Data extract ->
■ ■ ■ ■

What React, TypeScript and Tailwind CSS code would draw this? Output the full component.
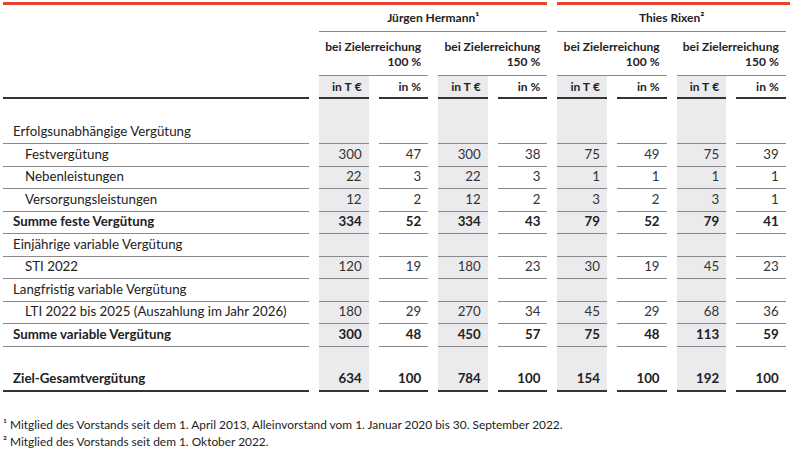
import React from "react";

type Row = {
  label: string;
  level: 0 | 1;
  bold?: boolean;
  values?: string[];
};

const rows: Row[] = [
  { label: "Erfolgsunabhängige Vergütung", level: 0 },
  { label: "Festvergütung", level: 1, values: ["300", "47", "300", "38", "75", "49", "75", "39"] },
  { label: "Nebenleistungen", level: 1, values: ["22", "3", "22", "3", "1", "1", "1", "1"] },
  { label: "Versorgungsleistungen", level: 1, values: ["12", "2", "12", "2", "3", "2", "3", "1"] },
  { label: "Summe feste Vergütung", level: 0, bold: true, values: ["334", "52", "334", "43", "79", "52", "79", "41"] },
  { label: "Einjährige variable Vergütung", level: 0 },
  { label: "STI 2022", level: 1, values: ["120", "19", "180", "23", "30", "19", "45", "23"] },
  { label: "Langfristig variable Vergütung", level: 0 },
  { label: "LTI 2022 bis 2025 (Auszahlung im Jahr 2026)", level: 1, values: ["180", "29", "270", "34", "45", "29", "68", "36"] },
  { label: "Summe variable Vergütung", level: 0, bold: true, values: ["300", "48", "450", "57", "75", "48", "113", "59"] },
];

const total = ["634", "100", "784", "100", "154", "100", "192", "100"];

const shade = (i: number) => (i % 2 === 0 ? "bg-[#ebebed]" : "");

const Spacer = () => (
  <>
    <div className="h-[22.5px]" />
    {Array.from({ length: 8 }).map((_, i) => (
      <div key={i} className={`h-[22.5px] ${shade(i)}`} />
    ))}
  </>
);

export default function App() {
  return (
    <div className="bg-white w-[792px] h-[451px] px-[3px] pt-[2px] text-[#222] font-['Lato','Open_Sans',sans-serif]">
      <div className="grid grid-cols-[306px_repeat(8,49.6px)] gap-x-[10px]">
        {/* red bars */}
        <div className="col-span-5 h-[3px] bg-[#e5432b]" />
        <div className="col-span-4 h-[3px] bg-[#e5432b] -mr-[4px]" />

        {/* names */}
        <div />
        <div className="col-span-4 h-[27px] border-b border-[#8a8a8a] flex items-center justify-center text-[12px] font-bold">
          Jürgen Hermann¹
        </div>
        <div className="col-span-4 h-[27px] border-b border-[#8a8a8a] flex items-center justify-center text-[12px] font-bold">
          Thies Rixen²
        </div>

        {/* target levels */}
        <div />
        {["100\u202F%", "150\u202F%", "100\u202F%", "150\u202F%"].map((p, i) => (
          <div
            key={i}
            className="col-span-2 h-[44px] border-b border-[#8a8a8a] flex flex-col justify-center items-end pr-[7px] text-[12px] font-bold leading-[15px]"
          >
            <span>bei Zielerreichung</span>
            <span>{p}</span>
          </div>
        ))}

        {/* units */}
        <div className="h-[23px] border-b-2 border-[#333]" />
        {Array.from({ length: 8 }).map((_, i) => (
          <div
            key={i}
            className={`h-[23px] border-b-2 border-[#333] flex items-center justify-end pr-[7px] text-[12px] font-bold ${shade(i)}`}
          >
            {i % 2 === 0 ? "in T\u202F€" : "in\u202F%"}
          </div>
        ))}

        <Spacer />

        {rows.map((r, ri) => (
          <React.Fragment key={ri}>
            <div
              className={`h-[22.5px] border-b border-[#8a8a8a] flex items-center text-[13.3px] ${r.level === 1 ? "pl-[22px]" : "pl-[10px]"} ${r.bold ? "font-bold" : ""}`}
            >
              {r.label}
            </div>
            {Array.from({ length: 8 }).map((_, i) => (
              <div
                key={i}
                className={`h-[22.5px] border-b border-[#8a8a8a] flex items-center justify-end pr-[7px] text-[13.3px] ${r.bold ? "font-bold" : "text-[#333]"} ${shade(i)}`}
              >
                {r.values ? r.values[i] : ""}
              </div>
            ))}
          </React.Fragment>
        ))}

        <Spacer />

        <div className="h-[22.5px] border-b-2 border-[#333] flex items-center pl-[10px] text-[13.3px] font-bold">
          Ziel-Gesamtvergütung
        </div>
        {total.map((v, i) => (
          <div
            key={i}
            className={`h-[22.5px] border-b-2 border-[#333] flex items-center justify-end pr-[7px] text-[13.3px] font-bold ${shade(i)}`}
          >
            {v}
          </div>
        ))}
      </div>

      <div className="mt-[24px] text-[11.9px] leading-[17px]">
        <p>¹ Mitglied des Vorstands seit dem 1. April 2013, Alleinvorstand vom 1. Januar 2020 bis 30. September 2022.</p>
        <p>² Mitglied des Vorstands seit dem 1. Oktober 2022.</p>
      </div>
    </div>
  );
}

■ ■ ■ ■

Short task ->
Copy out all the data without changing anything, and drop the pictures.

Exercise answer ->
What React, TypeScript and Tailwind CSS code would draw this? Output the full component.
import React from "react";

type Row = {
  label: string;
  level: 0 | 1;
  bold?: boolean;
  values?: string[];
};

const rows: Row[] = [
  { label: "Erfolgsunabhängige Vergütung", level: 0 },
  { label: "Festvergütung", level: 1, values: ["300", "47", "300", "38", "75", "49", "75", "39"] },
  { label: "Nebenleistungen", level: 1, values: ["22", "3", "22", "3", "1", "1", "1", "1"] },
  { label: "Versorgungsleistungen", level: 1, values: ["12", "2", "12", "2", "3", "2", "3", "1"] },
  { label: "Summe feste Vergütung", level: 0, bold: true, values: ["334", "52", "334", "43", "79", "52", "79", "41"] },
  { label: "Einjährige variable Vergütung", level: 0 },
  { label: "STI 2022", level: 1, values: ["120", "19", "180", "23", "30", "19", "45", "23"] },
  { label: "Langfristig variable Vergütung", level: 0 },
  { label: "LTI 2022 bis 2025 (Auszahlung im Jahr 2026)", level: 1, values: ["180", "29", "270", "34", "45", "29", "68", "36"] },
  { label: "Summe variable Vergütung", level: 0, bold: true, values: ["300", "48", "450", "57", "75", "48", "113", "59"] },
];

const total = ["634", "100", "784", "100", "154", "100", "192", "100"];

const shade = (i: number) => (i % 2 === 0 ? "bg-[#ebebed]" : "");

const Spacer = () => (
  <>
    <div className="h-[22.5px]" />
    {Array.from({ length: 8 }).map((_, i) => (
      <div key={i} className={`h-[22.5px] ${shade(i)}`} />
    ))}
  </>
);

export default function App() {
  return (
    <div className="bg-white w-[792px] h-[451px] px-[3px] pt-[2px] text-[#222] font-['Lato','Open_Sans',sans-serif]">
      <div className="grid grid-cols-[306px_repeat(8,49.6px)] gap-x-[10px]">
        {/* red bars */}
        <div className="col-span-5 h-[3px] bg-[#e5432b]" />
        <div className="col-span-4 h-[3px] bg-[#e5432b] -mr-[4px]" />

        {/* names */}
        <div />
        <div className="col-span-4 h-[27px] border-b border-[#8a8a8a] flex items-center justify-center text-[12px] font-bold">
          Jürgen Hermann¹
        </div>
        <div className="col-span-4 h-[27px] border-b border-[#8a8a8a] flex items-center justify-center text-[12px] font-bold">
          Thies Rixen²
        </div>

        {/* target levels */}
        <div />
        {["100\u202F%", "150\u202F%", "100\u202F%", "150\u202F%"].map((p, i) => (
          <div
            key={i}
            className="col-span-2 h-[44px] border-b border-[#8a8a8a] flex flex-col justify-center items-end pr-[7px] text-[12px] font-bold leading-[15px]"
          >
            <span>bei Zielerreichung</span>
            <span>{p}</span>
          </div>
        ))}

        {/* units */}
        <div className="h-[23px] border-b-2 border-[#333]" />
        {Array.from({ length: 8 }).map((_, i) => (
          <div
            key={i}
            className={`h-[23px] border-b-2 border-[#333] flex items-center justify-end pr-[7px] text-[12px] font-bold ${shade(i)}`}
          >
            {i % 2 === 0 ? "in T\u202F€" : "in\u202F%"}
          </div>
        ))}

        <Spacer />

        {rows.map((r, ri) => (
          <React.Fragment key={ri}>
            <div
              className={`h-[22.5px] border-b border-[#8a8a8a] flex items-center text-[13.3px] ${r.level === 1 ? "pl-[22px]" : "pl-[10px]"} ${r.bold ? "font-bold" : ""}`}
            >
              {r.label}
            </div>
            {Array.from({ length: 8 }).map((_, i) => (
              <div
                key={i}
                className={`h-[22.5px] border-b border-[#8a8a8a] flex items-center justify-end pr-[7px] text-[13.3px] ${r.bold ? "font-bold" : "text-[#333]"} ${shade(i)}`}
              >
                {r.values ? r.values[i] : ""}
              </div>
            ))}
          </React.Fragment>
        ))}

        <Spacer />

        <div className="h-[22.5px] border-b-2 border-[#333] flex items-center pl-[10px] text-[13.3px] font-bold">
          Ziel-Gesamtvergütung
        </div>
        {total.map((v, i) => (
          <div
            key={i}
            className={`h-[22.5px] border-b-2 border-[#333] flex items-center justify-end pr-[7px] text-[13.3px] font-bold ${shade(i)}`}
          >
            {v}
          </div>
        ))}
      </div>

      <div className="mt-[24px] text-[11.9px] leading-[17px]">
        <p>¹ Mitglied des Vorstands seit dem 1. April 2013, Alleinvorstand vom 1. Januar 2020 bis 30. September 2022.</p>
        <p>² Mitglied des Vorstands seit dem 1. Oktober 2022.</p>
      </div>
    </div>
  );
}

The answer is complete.